As for Hollywood – people who will present a prize fight (boxing – a bare knuckle boxing match) in which no-one was killed (“Bill the Butcher” never killed anyone) as a street battle in which many people are killed, and will present anti slavery people as pro slavery and pro slavery people as anti slavery (reversing the sides in the massive riot in New York City during the Civil War of the 1860s) will lie about anything – and they do. Hollywood is NOT about harmless entertainment – and money is not their primary motivation – if only it was, as Dr Johnson said “a man is seldom so innocently engaged as when he is after money” for the other motivations of the human heart tend to be a lot darker.
As for when most people (or at least most people who vote) in an area support tyranny, support evil, then you have to leave – what else can you do?
The people who voted for Mr Mamdani did not vote for him because they did not know he was evil – they voted for Mr Mamdani because they DID know, they delight in his evil – and share it, they make evil their good.
Such a city does not deserve to continue – and people who can leave should leave, and they are doing so.
Guess who said this in 1924,
“Personally, I feel that miniature rifle shooting is more important for our countrymen now than at any previous period in our history. Our land forces have been reduced to such an extent that they are hardly able to perform efficiently all that our vast Empire needs in time of peace. We must, therefore, depend, more than ever, on the voluntary effort of our fellow citizens to defend us all in time of crisis.
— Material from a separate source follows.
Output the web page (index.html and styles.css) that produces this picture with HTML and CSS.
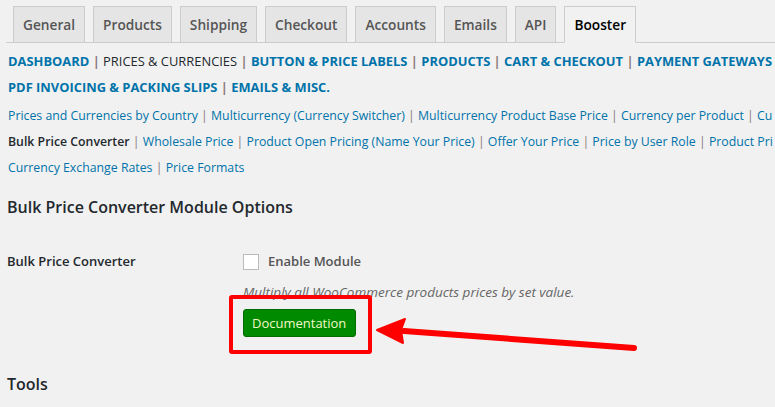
FILE: index.html
```html
<!DOCTYPE html>
<html lang="en">
<head>
  <meta charset="UTF-8">
  <title>Booster Settings</title>
  <link rel="stylesheet" href="styles.css">
</head>
<body>
  <div class="wrap">
    <nav class="tabs">
      <a class="tab">General</a>
      <a class="tab">Products</a>
      <a class="tab">Shipping</a>
      <a class="tab">Checkout</a>
      <a class="tab">Accounts</a>
      <a class="tab">Emails</a>
      <a class="tab">API</a>
      <a class="tab active">Booster</a>
    </nav>

    <div class="cats">
      <div class="line"><a>DASHBOARD</a> <span class="sep">|</span> <span class="cur">PRICES &amp; CURRENCIES</span> <span class="sep">|</span> <a>BUTTON &amp; PRICE LABELS</a> <span class="sep">|</span> <a>PRODUCTS</a> <span class="sep">|</span> <a>CART &amp; CHECKOUT</a> <span class="sep">|</span> <a>PAYMENT GATEWAYS</a></div>
      <div class="line"><a>PDF INVOICING &amp; PACKING SLIPS</a> <span class="sep">|</span> <a>EMAILS &amp; MISC.</a></div>
    </div>

    <div class="subs">
      <div class="line"><a>Prices and Currencies by Country</a> <span class="sep">|</span> <a>Multicurrency (Currency Switcher)</a> <span class="sep">|</span> <a>Multicurrency Product Base Price</a> <span class="sep">|</span> <a>Currency per Product</a> <span class="sep">|</span> <a>Cu</a></div>
      <div class="line"><span class="cur">Bulk Price Converter</span> <span class="sep">|</span> <a>Wholesale Price</a> <span class="sep">|</span> <a>Product Open Pricing (Name Your Price)</a> <span class="sep">|</span> <a>Offer Your Price</a> <span class="sep">|</span> <a>Price by User Role</a> <span class="sep">|</span> <a>Product Pri</a></div>
      <div class="line"><a>Currency Exchange Rates</a> <span class="sep">|</span> <a>Price Formats</a></div>
    </div>

    <h2 class="title">Bulk Price Converter Module Options</h2>

    <div class="field">
      <div class="field-label">Bulk Price Converter</div>
      <div class="field-body">
        <label class="check"><span class="box"></span>Enable Module</label>
        <p class="desc">Multiply all WooCommerce products prices by set value.</p>
        <div class="doc-wrap">
          <a class="doc-btn">Documentation</a>
        </div>
      </div>
    </div>

    <h2 class="title tools">Tools</h2>
  </div>

  <svg class="arrow" width="280" height="40" viewBox="0 0 280 40">
    <line x1="30" y1="14" x2="260" y2="31" stroke="#ff0000" stroke-width="6" stroke-linecap="round"/>
    <polygon points="3,13 31,2 27,13 29,26" fill="#ff0000" stroke="#ff0000" stroke-width="2" stroke-linejoin="round"/>
  </svg>
</body>
</html>
```

FILE: styles.css
```css
body { margin: 0; background: #f1f1f1; font-family: "Open Sans", Arial, sans-serif; color: #23282d; overflow: hidden; position: relative; }
a { color: #0073aa; text-decoration: none; }

.wrap { width: 775px; overflow: hidden; }

.tabs { display: flex; gap: 8px; margin-left: 6px; padding: 6px 0 0 7px; border-bottom: 1px solid #ccc; }
.tab { height: 35px; line-height: 35px; padding: 0 9px; border: 1px solid #ccc; border-bottom: none; background: #e5e5e5; color: #555; font-size: 13.7px; font-weight: 600; margin-bottom: -1px; }
.tab.active { background: #f1f1f1; color: #000; border-bottom: 1px solid #f1f1f1; }

.line { white-space: nowrap; height: 26px; line-height: 26px; }
.sep { color: #8c7a7a; }
.cats { padding: 5px 0 0 8px; font-size: 12.9px; font-weight: 700; }
.cats .cur { font-weight: 400; color: #23282d; }
.subs { padding: 3px 0 0 8px; font-size: 12.3px; }
.subs .cur { font-weight: 600; color: #23282d; }

.title { margin: 15px 0 0 7px; font-size: 16px; font-weight: 600; }

.field { display: flex; margin-top: 35px; padding-left: 7px; }
.field-label { width: 236px; font-size: 13px; font-weight: 600; line-height: 17px; }
.field-body { font-size: 13px; }
.check { display: flex; align-items: center; gap: 9px; color: #555; font-weight: 600; font-size: 13px; line-height: 17px; }
.box { width: 14px; height: 14px; border: 1px solid #bbb; background: #fff; }
.desc { margin: 13px 0 0; color: #666; font-style: italic; font-size: 13.5px; line-height: 18px; }

.doc-wrap { display: inline-block; margin: -6px 0 0 -14px; padding: 10px 12px 13px 10px; border: 4px solid #ff0000; border-radius: 3px; }
.doc-btn { display: block; background: #008a00; color: #f4f8c8; font-size: 13px; height: 26px; line-height: 26px; padding: 0 9px 0 8px; border-radius: 3px; border: 1px solid #006b00; }

.tools { margin-top: 19px; }

.arrow { position: absolute; left: 374px; top: 317px; }
```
If the rising generation do not learn how to shoot, the vast possessions of our Empire will be at the mercy of any crafty foe in a few years’ time.”
I do not know Patrick – but it would indeed have been a mainstream opinion.
And not just in regards to defending the Empire – but also for defending Britain itself, both from invasion and from domestic tyranny.
Give you a clue: it’s your favourite WW1 field marshal.
Patrick I suspect you are being a bit naughty with your use of the word “favourite” – Douglas Haig?